═════ Raw data
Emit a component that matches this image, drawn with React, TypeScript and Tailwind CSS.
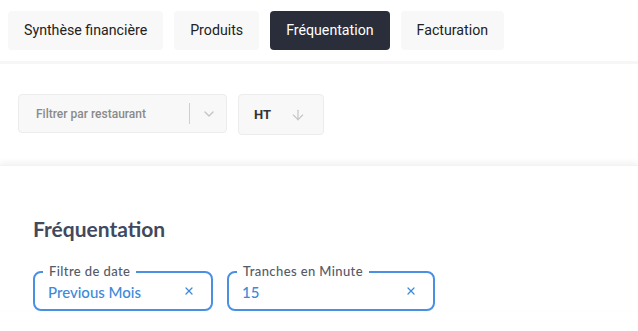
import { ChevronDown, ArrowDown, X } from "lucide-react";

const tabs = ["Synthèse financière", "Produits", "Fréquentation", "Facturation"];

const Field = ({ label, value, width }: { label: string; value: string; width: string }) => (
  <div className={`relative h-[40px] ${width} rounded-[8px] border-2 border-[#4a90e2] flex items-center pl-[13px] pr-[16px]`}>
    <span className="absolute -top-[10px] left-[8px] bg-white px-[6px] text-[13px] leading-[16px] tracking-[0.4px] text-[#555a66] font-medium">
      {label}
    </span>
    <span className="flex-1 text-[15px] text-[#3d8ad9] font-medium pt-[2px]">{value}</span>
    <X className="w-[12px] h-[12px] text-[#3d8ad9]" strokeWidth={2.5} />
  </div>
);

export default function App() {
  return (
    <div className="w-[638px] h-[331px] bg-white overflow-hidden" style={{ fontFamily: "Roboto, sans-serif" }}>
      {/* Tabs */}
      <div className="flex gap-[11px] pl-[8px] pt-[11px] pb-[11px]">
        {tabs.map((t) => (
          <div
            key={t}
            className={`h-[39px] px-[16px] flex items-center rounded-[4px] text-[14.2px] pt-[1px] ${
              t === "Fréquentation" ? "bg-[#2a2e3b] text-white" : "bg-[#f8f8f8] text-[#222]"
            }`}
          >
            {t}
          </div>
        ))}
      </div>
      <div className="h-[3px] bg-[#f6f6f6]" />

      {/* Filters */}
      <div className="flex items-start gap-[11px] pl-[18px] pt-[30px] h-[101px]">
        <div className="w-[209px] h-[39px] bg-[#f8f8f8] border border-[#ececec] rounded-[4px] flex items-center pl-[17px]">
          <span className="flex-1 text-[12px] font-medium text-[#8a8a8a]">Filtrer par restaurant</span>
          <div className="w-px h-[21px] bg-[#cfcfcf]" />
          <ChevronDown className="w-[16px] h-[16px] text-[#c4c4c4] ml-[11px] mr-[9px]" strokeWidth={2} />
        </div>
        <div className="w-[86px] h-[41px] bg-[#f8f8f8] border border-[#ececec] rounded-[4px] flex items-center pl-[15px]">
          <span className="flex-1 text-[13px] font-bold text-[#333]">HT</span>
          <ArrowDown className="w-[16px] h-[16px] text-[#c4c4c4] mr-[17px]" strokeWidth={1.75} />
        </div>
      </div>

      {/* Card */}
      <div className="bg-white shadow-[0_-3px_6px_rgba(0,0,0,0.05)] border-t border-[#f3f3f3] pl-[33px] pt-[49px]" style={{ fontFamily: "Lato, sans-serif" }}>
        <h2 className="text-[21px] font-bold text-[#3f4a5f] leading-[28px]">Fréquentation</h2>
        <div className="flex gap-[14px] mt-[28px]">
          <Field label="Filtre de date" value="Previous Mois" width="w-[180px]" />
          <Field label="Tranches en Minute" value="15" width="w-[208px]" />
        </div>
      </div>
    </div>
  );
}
══════════
- **Set problem**
Copy the data character for character, but drop all pictures from the copy.

- **Exercise response**
Emit a component that matches this image, drawn with React, TypeScript and Tailwind CSS.
import { ChevronDown, ArrowDown, X } from "lucide-react";

const tabs = ["Synthèse financière", "Produits", "Fréquentation", "Facturation"];

const Field = ({ label, value, width }: { label: string; value: string; width: string }) => (
  <div className={`relative h-[40px] ${width} rounded-[8px] border-2 border-[#4a90e2] flex items-center pl-[13px] pr-[16px]`}>
    <span className="absolute -top-[10px] left-[8px] bg-white px-[6px] text-[13px] leading-[16px] tracking-[0.4px] text-[#555a66] font-medium">
      {label}
    </span>
    <span className="flex-1 text-[15px] text-[#3d8ad9] font-medium pt-[2px]">{value}</span>
    <X className="w-[12px] h-[12px] text-[#3d8ad9]" strokeWidth={2.5} />
  </div>
);

export default function App() {
  return (
    <div className="w-[638px] h-[331px] bg-white overflow-hidden" style={{ fontFamily: "Roboto, sans-serif" }}>
      {/* Tabs */}
      <div className="flex gap-[11px] pl-[8px] pt-[11px] pb-[11px]">
        {tabs.map((t) => (
          <div
            key={t}
            className={`h-[39px] px-[16px] flex items-center rounded-[4px] text-[14.2px] pt-[1px] ${
              t === "Fréquentation" ? "bg-[#2a2e3b] text-white" : "bg-[#f8f8f8] text-[#222]"
            }`}
          >
            {t}
          </div>
        ))}
      </div>
      <div className="h-[3px] bg-[#f6f6f6]" />

      {/* Filters */}
      <div className="flex items-start gap-[11px] pl-[18px] pt-[30px] h-[101px]">
        <div className="w-[209px] h-[39px] bg-[#f8f8f8] border border-[#ececec] rounded-[4px] flex items-center pl-[17px]">
          <span className="flex-1 text-[12px] font-medium text-[#8a8a8a]">Filtrer par restaurant</span>
          <div className="w-px h-[21px] bg-[#cfcfcf]" />
          <ChevronDown className="w-[16px] h-[16px] text-[#c4c4c4] ml-[11px] mr-[9px]" strokeWidth={2} />
        </div>
        <div className="w-[86px] h-[41px] bg-[#f8f8f8] border border-[#ececec] rounded-[4px] flex items-center pl-[15px]">
          <span className="flex-1 text-[13px] font-bold text-[#333]">HT</span>
          <ArrowDown className="w-[16px] h-[16px] text-[#c4c4c4] mr-[17px]" strokeWidth={1.75} />
        </div>
      </div>

      {/* Card */}
      <div className="bg-white shadow-[0_-3px_6px_rgba(0,0,0,0.05)] border-t border-[#f3f3f3] pl-[33px] pt-[49px]" style={{ fontFamily: "Lato, sans-serif" }}>
        <h2 className="text-[21px] font-bold text-[#3f4a5f] leading-[28px]">Fréquentation</h2>
        <div className="flex gap-[14px] mt-[28px]">
          <Field label="Filtre de date" value="Previous Mois" width="w-[180px]" />
          <Field label="Tranches en Minute" value="15" width="w-[208px]" />
        </div>
      </div>
    </div>
  );
}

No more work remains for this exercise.